By far the most dangerous thing about bonfire night, however, were the burgers.

Bearing only a passing resemblance to meat, or indeed any organic matter whatsoever, they single-handedly justified my decision to turn vegetarian.

Time has taught me that there's not too much you can do to ruin a baked potato, although to give the Costessey catering team credit, they really tried.

Way back then, November nights were colder than a tin toilet seat on the shady side of an iceberg and if it hadn't been for the bonfire, entire Costessey dynasties would have been lost to hypothermia.

Because I want you to get the very most out of firework displays this week, I have compiled a handy list of things you should know about our fiery skyrocket friends, none of which are useful or will prevent injury. So on that note, don't revisit a lit firework, readers, and don't eat one, either.

Things You Need to Know About Fireworks:

-The first fireworks were probably made in China, around 2,000 years ago. One story says that a cook invented them by accident when he happened to mix potassium nitrate with charcoal and sulphur – one can only imagine what a delicious meal he was in the middle of preparing.

-Initially, fireworks were popular because of the loud sound they made and the fear they produced. Ironically, it is a love of this very same phenomenon that last year resulted in dozens of Asbos being handed out to teenage firework fans for whom 'bonfire night' is an elastic concept which involves several weeks of October and the entire of November.

-The word for firework in Japanese – hanabi – means 'fire flower'. The Japanese are amazing: they have words that we'd kill for – they have a word for men who have combovers which translates as 'barcode men' because the separate strands of hair spread over a scalp look like a barcode and a word that means 'dessert stomach' which means being full when it comes to savoury food but still able to accommodate pudding.
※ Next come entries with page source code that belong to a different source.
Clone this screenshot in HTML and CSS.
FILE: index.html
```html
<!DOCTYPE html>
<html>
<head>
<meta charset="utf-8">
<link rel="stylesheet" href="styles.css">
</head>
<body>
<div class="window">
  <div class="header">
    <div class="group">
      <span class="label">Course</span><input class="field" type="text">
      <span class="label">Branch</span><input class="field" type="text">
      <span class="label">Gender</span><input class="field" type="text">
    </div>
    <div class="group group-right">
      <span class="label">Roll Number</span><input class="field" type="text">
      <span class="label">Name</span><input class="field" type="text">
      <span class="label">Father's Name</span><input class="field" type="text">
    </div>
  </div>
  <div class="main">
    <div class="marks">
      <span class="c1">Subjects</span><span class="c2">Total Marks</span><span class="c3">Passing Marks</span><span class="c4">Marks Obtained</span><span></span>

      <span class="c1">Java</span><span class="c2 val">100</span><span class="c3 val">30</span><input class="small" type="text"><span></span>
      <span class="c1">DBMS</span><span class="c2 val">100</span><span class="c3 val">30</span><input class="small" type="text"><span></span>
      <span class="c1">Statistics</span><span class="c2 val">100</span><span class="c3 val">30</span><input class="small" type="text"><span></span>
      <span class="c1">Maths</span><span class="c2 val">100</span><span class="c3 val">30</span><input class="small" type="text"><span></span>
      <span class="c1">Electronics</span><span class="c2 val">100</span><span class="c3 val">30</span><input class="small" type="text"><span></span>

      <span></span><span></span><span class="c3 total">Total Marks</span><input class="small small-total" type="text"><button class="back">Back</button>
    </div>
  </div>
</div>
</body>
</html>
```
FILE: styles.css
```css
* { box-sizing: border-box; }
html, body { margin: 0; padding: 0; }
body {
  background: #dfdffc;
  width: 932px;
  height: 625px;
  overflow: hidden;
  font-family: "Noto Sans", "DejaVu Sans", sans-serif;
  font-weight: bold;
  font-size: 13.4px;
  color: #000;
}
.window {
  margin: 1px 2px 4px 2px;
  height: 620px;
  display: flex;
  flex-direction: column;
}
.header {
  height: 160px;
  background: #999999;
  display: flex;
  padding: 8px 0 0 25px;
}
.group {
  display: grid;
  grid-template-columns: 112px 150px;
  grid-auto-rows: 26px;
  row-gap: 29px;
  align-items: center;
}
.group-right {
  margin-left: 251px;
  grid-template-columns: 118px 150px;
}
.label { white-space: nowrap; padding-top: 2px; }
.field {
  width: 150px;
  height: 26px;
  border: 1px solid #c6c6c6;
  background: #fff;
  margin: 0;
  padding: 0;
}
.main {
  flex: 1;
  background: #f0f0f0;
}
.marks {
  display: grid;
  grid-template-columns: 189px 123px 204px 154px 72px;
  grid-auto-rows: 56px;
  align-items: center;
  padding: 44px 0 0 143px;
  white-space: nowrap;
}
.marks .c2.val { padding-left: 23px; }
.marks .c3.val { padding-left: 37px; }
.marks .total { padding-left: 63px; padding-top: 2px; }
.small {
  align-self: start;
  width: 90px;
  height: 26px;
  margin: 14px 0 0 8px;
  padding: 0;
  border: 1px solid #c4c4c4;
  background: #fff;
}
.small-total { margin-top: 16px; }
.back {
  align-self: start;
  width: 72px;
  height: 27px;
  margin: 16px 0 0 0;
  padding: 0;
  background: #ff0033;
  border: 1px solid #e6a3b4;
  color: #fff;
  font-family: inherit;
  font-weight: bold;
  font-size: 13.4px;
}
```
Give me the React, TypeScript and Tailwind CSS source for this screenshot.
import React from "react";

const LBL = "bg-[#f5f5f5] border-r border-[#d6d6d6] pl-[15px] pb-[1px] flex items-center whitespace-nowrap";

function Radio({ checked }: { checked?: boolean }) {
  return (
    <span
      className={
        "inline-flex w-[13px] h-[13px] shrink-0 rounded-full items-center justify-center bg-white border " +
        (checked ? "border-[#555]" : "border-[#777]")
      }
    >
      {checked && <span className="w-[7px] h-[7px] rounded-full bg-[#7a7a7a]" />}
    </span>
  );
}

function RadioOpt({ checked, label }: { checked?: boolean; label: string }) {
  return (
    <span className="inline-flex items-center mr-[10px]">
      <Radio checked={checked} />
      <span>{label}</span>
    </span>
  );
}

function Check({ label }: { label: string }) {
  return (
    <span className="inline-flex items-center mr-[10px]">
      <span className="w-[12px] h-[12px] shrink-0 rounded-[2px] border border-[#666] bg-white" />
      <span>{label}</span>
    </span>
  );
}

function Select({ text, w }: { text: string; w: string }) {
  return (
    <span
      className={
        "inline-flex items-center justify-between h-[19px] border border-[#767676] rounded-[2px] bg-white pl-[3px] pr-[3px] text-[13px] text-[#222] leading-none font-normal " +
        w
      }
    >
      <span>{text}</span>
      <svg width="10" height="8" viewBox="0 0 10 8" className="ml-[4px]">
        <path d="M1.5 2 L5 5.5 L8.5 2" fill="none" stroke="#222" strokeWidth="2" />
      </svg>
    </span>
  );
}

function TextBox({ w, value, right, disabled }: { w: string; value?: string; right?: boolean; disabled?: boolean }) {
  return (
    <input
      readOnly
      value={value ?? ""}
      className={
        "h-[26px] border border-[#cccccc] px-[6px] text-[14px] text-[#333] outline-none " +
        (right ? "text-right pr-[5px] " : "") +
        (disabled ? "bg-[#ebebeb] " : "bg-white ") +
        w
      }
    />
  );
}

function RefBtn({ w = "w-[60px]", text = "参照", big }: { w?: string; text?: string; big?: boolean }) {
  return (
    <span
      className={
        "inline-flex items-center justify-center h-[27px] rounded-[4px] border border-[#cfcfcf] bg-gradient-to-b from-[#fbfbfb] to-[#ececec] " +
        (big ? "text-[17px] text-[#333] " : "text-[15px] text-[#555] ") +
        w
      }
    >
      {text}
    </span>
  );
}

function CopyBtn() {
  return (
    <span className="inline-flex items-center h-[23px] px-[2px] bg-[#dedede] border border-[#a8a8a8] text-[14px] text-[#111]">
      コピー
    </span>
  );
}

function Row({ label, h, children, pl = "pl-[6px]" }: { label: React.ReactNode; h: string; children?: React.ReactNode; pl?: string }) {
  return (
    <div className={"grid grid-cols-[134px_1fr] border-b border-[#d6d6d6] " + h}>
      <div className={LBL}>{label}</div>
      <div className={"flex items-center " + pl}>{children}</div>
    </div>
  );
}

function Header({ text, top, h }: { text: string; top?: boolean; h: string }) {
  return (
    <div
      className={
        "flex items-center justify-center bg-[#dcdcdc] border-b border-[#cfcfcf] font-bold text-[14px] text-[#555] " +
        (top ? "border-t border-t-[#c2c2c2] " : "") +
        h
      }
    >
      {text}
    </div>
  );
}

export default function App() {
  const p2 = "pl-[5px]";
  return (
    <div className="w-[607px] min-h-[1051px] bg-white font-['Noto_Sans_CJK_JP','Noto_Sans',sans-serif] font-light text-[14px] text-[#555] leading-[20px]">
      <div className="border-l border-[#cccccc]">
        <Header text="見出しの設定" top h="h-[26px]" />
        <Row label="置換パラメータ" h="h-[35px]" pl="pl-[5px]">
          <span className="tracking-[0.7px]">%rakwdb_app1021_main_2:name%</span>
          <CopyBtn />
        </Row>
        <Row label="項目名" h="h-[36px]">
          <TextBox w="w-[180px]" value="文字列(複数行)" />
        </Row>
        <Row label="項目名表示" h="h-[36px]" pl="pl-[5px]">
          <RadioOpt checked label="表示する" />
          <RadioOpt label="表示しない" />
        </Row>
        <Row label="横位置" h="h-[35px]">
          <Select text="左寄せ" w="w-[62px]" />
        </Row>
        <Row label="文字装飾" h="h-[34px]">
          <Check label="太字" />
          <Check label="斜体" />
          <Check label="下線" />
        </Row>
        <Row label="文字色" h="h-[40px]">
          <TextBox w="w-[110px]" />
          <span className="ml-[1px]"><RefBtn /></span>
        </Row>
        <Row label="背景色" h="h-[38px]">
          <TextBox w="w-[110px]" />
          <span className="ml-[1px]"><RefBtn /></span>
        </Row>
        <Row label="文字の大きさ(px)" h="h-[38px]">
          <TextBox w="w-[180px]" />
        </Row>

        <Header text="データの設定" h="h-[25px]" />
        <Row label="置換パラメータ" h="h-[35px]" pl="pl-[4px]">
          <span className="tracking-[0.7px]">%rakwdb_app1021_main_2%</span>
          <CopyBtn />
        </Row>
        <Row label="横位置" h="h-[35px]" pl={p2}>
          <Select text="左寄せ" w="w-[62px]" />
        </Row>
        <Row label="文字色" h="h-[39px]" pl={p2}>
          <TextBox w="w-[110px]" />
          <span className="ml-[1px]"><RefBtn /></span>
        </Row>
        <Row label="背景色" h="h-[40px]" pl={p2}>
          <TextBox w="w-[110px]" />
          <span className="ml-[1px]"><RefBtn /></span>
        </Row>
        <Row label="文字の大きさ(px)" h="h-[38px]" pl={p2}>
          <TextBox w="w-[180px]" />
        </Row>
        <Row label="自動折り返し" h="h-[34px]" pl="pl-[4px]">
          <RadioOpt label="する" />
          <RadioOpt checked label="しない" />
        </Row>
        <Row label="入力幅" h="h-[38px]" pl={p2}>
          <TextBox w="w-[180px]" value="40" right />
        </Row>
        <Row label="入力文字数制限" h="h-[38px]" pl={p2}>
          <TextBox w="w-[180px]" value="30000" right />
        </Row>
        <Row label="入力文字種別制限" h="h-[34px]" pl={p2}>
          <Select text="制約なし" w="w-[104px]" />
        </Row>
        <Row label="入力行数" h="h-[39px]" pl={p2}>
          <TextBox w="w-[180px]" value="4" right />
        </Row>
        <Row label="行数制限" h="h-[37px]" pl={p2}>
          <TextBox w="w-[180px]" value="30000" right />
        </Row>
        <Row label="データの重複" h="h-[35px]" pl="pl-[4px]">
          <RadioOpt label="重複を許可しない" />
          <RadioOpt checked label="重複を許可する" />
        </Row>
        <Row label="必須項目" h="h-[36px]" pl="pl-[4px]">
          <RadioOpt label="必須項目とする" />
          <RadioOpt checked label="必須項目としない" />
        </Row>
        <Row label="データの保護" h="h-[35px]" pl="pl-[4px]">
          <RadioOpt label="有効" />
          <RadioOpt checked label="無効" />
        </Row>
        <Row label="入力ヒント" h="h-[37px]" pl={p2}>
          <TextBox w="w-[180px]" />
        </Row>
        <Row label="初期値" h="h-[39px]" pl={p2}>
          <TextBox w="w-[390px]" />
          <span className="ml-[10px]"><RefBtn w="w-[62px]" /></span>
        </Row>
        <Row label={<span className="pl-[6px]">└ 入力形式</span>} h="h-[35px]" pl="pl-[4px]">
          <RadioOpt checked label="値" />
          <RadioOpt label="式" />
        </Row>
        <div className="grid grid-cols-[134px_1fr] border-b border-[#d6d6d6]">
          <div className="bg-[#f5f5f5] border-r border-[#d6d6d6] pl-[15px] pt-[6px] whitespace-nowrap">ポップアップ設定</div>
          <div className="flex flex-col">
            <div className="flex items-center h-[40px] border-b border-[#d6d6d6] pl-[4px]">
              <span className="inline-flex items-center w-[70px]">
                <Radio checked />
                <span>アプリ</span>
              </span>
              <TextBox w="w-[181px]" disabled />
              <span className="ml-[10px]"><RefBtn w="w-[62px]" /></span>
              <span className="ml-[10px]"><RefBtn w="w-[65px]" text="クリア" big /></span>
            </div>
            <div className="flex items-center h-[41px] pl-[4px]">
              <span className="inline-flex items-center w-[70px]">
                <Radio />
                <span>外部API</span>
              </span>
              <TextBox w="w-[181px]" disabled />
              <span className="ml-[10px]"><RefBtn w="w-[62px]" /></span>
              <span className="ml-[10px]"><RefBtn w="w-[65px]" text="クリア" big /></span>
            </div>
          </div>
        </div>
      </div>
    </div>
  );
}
Neither of these words has anything to do with fireworks.

-The first recorded fireworks in England were at the wedding of King Henry VII in 1485 – whether they continued in the royal bedchamber on Henry's wedding night is a matter that accompanied wife Duchess Margaret Beaufort of Suffolk to her grave.

-The oldest and most-respected firework firm in Britain was based in Swaffham. Brock's began life in the early 1700s and went on to provide the spectacular displays at the glittering Crystal Palace, but fizzled out in 1988 when the company was bought out by Standard Fireworks.

-Three sparklers burning together generates the same heat as a blowtorch, although your children are unlikely to run while holding a blowtorch or attempt to pick one up by the hot end and if they do, Darwin has a theory about them.

-Blue fireworks are rarely used in large quantities because they cost so much to produce. Their colour comes from copper, which is expensive, while cheaper fireworks are coloured by easier-to-source elements such as calcium (orange), sodium (yellow), aluminium (white) and iron (gold). You came to my page for entertainment and I crept up on you with SCIENCE.

-Peony, chrysanthemum, dahlia, willow, palm, ring, spider, horsetail and rain are all technical terms for the effects certain fireworks create in the sky. 'Oooh!' and 'Aaah!' are the technical terms used by onlookers to describe every single one of them.

-Fireworks factory employees who work in the shell-manufacturing areas of plants are banned from wearing shell suits in case their synthetic clothing produces sparks that lead to the entire operation going up in smoke (and showers of glitter). This, Alanis Morissette, is ironic.

-Never be seduced by your love of fireworks to buy the indoor variety, even if it is raining outside and your love of shell suits prevents you from purchasing 'real' fireworks. Unless you are likely to be entranced by the pyrotechnic equivalent of watching a dog foul a public highway, you are bound to be disappointed.